TASK INSTRUCTIONS >>
State how many lines hold the string "React". Give the number and nothing else.

SOURCE EXCERPT >>
-------------------------

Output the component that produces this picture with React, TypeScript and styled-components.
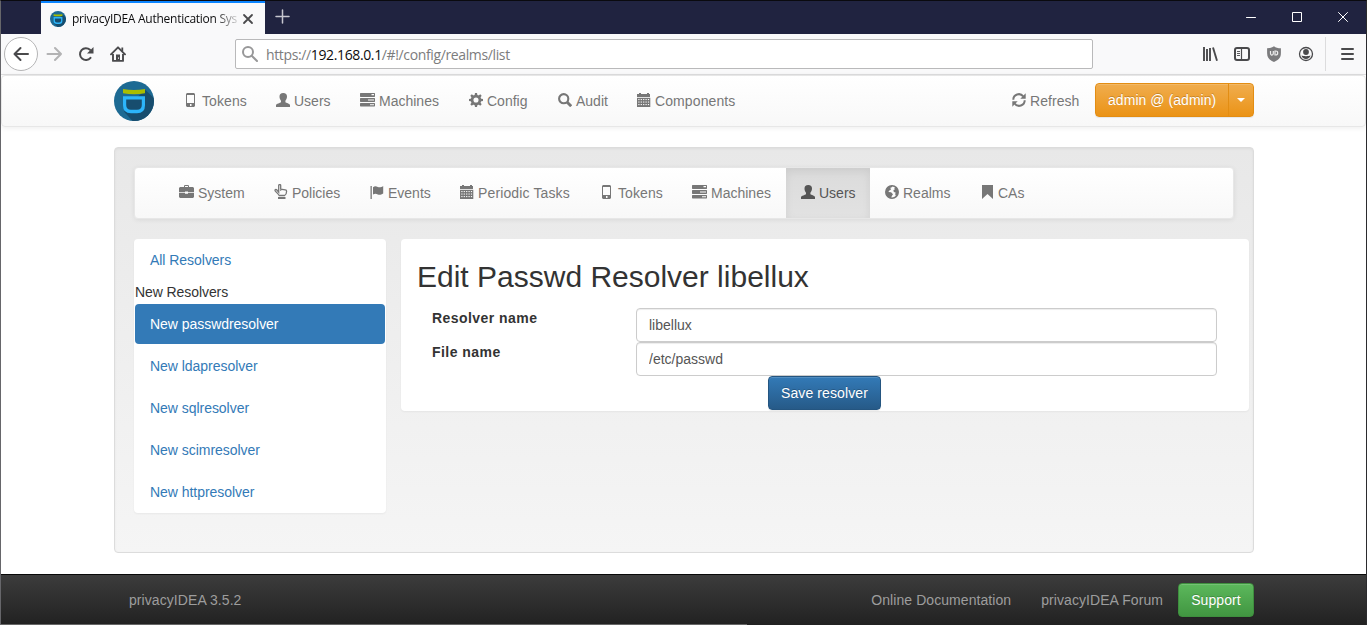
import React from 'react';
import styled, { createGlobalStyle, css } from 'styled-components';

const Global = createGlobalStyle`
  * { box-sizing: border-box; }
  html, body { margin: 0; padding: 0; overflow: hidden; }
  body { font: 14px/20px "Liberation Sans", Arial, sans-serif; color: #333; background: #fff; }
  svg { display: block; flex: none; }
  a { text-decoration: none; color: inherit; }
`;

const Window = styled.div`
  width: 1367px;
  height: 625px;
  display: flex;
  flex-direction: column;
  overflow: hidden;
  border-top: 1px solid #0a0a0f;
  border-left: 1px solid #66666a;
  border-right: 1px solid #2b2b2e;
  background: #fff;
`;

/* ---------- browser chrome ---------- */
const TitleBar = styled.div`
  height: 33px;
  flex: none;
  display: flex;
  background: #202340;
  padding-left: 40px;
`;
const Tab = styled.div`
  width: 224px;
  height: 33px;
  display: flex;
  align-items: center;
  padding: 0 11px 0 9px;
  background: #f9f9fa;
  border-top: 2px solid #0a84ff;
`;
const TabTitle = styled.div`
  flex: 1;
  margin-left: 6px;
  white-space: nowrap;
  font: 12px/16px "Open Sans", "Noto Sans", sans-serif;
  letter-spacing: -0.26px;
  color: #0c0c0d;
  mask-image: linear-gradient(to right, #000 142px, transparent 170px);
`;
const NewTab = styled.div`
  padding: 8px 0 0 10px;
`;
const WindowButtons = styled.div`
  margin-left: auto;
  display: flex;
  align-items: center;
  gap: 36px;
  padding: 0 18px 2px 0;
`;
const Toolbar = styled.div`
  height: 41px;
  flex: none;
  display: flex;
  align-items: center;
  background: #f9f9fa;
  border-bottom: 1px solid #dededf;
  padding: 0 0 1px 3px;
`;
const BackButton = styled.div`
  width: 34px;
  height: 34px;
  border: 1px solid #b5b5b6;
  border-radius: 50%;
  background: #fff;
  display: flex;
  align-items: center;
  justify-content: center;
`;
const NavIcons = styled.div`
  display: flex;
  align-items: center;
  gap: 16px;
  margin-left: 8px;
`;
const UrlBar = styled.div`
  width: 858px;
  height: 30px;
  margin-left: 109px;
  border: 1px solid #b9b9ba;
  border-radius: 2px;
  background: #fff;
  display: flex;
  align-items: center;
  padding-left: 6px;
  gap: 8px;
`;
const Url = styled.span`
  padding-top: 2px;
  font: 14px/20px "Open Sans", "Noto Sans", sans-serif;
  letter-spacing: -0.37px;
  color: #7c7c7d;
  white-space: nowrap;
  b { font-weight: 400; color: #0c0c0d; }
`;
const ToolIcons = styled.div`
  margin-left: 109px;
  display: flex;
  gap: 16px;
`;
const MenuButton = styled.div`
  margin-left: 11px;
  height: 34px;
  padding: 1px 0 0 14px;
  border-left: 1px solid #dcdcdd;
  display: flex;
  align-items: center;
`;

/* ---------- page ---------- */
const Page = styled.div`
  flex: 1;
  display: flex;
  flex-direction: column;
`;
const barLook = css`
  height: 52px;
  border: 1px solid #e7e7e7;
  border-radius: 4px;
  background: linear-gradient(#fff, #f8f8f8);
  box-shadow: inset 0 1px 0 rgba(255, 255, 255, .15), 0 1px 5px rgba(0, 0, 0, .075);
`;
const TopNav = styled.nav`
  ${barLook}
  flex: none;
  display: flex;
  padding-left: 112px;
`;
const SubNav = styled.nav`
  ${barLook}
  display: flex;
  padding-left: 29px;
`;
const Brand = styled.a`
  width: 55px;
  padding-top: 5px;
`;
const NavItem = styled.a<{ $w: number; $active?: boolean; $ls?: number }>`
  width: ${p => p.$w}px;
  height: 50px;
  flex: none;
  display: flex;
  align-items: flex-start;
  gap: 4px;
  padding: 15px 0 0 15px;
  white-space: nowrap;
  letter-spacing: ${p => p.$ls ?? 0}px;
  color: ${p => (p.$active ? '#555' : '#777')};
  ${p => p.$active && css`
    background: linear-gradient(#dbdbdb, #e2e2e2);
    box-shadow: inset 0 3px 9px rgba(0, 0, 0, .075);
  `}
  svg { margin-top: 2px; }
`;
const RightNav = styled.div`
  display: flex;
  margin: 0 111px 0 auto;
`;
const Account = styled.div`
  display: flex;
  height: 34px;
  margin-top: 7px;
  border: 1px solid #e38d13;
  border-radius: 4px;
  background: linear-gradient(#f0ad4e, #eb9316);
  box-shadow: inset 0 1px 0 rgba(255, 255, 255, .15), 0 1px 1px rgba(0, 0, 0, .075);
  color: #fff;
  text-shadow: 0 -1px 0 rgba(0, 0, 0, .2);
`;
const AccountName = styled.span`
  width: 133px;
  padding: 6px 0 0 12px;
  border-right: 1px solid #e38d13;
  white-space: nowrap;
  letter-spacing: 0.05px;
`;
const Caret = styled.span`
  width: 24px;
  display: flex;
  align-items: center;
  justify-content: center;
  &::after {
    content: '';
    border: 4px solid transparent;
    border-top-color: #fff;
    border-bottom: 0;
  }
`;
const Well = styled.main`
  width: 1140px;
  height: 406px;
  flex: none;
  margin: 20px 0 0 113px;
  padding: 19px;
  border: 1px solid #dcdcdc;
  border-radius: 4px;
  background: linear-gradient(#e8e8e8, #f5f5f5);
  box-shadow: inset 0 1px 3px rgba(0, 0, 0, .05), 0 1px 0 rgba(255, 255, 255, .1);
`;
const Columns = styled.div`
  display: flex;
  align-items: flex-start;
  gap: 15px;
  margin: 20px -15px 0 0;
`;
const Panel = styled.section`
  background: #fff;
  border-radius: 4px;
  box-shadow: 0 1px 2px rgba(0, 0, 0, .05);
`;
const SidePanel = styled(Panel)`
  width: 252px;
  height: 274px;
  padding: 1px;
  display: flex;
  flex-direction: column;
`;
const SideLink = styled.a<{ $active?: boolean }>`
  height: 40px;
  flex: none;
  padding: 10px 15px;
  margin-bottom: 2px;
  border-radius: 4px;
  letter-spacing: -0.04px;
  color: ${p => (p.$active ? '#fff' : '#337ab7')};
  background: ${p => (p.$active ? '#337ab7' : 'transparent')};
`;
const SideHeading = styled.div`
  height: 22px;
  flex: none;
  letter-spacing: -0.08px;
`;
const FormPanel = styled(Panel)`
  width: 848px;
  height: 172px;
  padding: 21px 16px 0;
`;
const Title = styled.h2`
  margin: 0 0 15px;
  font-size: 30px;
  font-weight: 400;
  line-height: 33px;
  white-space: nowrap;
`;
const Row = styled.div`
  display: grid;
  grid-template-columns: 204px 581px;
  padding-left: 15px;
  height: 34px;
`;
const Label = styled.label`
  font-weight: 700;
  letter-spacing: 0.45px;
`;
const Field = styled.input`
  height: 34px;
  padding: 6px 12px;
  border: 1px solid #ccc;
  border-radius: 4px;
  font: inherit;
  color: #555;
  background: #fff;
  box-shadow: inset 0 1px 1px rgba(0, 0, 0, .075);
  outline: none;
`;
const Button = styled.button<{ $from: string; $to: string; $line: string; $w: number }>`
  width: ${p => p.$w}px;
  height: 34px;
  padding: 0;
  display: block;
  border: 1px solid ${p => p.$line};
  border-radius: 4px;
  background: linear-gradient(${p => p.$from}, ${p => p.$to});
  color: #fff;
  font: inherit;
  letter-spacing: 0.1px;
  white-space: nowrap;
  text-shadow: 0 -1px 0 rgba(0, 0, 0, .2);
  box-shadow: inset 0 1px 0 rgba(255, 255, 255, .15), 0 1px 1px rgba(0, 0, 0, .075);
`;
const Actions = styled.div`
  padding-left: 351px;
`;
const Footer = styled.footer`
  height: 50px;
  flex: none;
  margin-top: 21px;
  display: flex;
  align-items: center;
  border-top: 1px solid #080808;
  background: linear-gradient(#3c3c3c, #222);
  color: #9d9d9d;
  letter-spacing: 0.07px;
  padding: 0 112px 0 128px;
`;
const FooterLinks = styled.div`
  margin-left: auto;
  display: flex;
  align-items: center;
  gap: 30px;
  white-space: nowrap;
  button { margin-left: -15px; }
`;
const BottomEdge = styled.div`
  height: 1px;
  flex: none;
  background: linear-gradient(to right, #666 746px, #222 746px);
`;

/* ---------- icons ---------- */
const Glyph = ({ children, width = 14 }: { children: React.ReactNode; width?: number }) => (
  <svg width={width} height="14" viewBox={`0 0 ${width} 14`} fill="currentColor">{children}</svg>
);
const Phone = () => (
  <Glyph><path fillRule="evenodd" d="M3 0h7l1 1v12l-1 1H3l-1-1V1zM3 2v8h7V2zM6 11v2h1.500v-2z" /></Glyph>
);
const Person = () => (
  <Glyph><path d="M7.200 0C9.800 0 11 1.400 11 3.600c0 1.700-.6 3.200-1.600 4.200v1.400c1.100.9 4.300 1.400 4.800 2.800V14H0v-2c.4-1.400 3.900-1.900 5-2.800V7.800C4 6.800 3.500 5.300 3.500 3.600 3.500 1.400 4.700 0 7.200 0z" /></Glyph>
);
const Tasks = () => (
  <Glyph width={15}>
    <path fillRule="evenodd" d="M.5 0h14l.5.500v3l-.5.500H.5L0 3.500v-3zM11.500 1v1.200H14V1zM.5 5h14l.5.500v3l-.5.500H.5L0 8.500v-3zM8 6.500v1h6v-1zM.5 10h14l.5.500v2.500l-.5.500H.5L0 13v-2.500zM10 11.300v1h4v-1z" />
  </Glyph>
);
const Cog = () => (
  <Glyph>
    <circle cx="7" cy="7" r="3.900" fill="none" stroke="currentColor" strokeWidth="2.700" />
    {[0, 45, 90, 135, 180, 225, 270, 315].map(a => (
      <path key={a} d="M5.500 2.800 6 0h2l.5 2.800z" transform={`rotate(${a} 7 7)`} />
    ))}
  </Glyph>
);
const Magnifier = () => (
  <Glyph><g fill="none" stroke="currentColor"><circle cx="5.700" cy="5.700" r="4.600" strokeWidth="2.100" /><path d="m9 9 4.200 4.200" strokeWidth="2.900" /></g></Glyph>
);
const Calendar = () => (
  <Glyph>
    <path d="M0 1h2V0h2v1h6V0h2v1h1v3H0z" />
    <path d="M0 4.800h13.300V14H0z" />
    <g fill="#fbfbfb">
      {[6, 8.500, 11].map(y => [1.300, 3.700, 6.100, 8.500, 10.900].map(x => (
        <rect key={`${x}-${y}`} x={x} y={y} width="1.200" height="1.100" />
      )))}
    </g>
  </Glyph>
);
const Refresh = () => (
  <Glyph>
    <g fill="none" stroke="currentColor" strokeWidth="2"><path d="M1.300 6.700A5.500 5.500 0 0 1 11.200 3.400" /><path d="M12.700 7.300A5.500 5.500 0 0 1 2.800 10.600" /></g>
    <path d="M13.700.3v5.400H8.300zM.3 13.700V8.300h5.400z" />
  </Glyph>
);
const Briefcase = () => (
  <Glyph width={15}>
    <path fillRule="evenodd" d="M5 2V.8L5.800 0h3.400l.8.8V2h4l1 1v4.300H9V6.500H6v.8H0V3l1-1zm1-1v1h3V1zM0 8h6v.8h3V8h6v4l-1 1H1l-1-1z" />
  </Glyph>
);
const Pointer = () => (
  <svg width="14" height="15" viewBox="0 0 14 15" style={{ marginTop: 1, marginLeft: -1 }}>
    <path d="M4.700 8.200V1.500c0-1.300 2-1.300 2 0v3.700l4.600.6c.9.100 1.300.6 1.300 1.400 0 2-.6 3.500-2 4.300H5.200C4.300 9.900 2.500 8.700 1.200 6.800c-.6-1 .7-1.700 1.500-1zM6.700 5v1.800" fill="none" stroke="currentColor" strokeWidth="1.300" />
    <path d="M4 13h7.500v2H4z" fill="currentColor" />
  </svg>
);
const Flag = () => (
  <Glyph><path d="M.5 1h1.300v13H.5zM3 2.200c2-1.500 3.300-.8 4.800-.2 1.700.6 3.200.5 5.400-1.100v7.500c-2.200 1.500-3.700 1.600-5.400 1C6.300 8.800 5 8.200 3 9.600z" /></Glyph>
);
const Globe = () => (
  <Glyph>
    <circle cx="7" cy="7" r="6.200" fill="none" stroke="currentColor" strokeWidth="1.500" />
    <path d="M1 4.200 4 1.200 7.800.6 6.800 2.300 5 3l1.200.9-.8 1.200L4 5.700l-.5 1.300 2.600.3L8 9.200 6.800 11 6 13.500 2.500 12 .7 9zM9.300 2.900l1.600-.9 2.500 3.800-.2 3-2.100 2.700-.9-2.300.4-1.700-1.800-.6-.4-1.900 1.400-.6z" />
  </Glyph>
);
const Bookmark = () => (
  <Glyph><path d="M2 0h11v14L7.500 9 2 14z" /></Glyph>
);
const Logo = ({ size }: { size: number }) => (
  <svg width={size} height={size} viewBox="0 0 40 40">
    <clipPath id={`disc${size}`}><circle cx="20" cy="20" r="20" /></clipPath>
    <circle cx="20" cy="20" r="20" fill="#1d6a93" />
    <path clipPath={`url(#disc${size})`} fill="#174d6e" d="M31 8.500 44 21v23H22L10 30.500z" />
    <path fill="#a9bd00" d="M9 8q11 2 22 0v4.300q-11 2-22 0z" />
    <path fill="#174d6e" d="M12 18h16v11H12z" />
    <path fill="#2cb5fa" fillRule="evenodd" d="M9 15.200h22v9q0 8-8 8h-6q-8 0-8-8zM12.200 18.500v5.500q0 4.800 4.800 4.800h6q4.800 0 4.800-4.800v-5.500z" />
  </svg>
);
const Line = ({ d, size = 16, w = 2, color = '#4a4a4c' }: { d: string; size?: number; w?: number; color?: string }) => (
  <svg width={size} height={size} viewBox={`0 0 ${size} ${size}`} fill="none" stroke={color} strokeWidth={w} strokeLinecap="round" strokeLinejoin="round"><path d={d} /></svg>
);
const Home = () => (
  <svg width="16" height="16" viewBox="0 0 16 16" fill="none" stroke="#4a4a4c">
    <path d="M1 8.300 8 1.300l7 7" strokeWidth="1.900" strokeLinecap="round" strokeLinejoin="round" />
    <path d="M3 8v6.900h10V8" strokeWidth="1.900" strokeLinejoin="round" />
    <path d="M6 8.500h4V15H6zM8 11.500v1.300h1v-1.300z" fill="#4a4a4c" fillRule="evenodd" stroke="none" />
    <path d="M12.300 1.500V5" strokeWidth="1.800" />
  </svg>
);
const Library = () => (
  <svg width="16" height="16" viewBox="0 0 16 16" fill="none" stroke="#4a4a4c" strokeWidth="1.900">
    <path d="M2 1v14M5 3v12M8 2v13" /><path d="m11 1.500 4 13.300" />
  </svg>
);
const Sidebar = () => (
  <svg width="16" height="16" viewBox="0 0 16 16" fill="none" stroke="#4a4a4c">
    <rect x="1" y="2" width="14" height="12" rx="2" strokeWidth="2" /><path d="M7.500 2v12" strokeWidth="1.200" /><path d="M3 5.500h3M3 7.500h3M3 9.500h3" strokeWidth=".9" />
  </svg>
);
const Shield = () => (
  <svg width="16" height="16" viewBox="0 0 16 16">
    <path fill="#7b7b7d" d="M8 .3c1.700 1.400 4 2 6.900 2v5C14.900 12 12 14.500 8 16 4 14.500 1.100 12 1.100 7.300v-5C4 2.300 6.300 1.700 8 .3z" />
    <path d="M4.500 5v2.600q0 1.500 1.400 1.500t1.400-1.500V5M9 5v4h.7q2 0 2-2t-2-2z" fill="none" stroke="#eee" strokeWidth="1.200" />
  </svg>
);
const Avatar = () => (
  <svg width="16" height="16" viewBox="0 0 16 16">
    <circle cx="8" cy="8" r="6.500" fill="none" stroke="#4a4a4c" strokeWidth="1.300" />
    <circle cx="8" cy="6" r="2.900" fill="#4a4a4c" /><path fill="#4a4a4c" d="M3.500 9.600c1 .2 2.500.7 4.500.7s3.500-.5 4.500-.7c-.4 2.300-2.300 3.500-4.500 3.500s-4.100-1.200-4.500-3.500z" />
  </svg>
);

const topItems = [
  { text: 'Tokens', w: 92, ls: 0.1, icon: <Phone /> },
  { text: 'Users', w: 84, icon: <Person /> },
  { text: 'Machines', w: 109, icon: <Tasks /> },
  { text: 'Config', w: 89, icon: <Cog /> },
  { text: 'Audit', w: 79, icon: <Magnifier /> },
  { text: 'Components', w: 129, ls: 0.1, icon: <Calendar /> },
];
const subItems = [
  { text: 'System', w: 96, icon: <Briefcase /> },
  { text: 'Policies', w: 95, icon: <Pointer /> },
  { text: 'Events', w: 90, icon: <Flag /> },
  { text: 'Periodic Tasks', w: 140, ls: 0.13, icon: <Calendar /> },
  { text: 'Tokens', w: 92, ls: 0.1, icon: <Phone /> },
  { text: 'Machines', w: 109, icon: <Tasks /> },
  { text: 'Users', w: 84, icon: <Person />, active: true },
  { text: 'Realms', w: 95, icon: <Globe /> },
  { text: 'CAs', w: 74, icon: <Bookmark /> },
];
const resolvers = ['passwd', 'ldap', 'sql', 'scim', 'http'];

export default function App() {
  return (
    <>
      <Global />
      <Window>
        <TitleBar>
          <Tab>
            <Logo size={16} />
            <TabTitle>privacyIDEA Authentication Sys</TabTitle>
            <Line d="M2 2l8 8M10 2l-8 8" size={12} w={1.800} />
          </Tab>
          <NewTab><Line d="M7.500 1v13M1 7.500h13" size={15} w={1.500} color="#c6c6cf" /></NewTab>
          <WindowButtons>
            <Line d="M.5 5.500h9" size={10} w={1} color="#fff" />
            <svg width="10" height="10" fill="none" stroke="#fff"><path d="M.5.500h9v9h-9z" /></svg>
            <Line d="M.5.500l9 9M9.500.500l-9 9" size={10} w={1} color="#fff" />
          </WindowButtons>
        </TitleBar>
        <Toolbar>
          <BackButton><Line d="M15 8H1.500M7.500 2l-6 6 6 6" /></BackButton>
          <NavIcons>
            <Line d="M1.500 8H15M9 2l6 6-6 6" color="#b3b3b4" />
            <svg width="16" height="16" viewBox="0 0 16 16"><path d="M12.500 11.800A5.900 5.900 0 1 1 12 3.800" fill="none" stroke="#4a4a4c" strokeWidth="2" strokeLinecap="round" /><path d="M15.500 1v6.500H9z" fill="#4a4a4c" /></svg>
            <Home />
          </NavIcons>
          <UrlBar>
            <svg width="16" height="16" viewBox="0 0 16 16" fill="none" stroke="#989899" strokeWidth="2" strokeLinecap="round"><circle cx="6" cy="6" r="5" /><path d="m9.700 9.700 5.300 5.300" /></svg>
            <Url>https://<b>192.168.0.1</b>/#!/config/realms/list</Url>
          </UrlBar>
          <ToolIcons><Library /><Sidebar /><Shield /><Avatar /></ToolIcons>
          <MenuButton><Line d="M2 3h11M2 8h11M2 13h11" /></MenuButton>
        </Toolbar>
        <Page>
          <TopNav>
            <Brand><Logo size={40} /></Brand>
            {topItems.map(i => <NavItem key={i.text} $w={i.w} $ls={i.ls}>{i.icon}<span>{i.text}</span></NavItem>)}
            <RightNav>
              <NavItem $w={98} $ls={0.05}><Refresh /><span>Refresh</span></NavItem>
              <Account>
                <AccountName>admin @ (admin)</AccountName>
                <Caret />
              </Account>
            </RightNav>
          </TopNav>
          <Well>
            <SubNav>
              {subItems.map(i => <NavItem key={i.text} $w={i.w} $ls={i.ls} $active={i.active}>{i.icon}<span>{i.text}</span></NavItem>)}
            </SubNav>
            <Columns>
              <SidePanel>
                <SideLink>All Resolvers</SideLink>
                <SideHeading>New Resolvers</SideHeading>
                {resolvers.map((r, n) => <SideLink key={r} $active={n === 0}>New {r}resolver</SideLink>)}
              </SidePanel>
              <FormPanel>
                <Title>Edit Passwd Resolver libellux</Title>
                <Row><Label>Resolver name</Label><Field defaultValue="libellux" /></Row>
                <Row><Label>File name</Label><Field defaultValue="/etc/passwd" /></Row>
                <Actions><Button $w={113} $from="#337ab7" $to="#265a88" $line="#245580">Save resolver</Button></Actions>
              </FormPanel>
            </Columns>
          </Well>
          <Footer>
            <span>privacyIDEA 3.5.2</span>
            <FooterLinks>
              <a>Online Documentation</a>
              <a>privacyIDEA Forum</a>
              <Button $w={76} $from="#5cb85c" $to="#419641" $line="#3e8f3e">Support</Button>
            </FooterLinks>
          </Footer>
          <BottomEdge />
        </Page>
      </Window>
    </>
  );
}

-------------------------

EXERCISE RESPONSE >>
3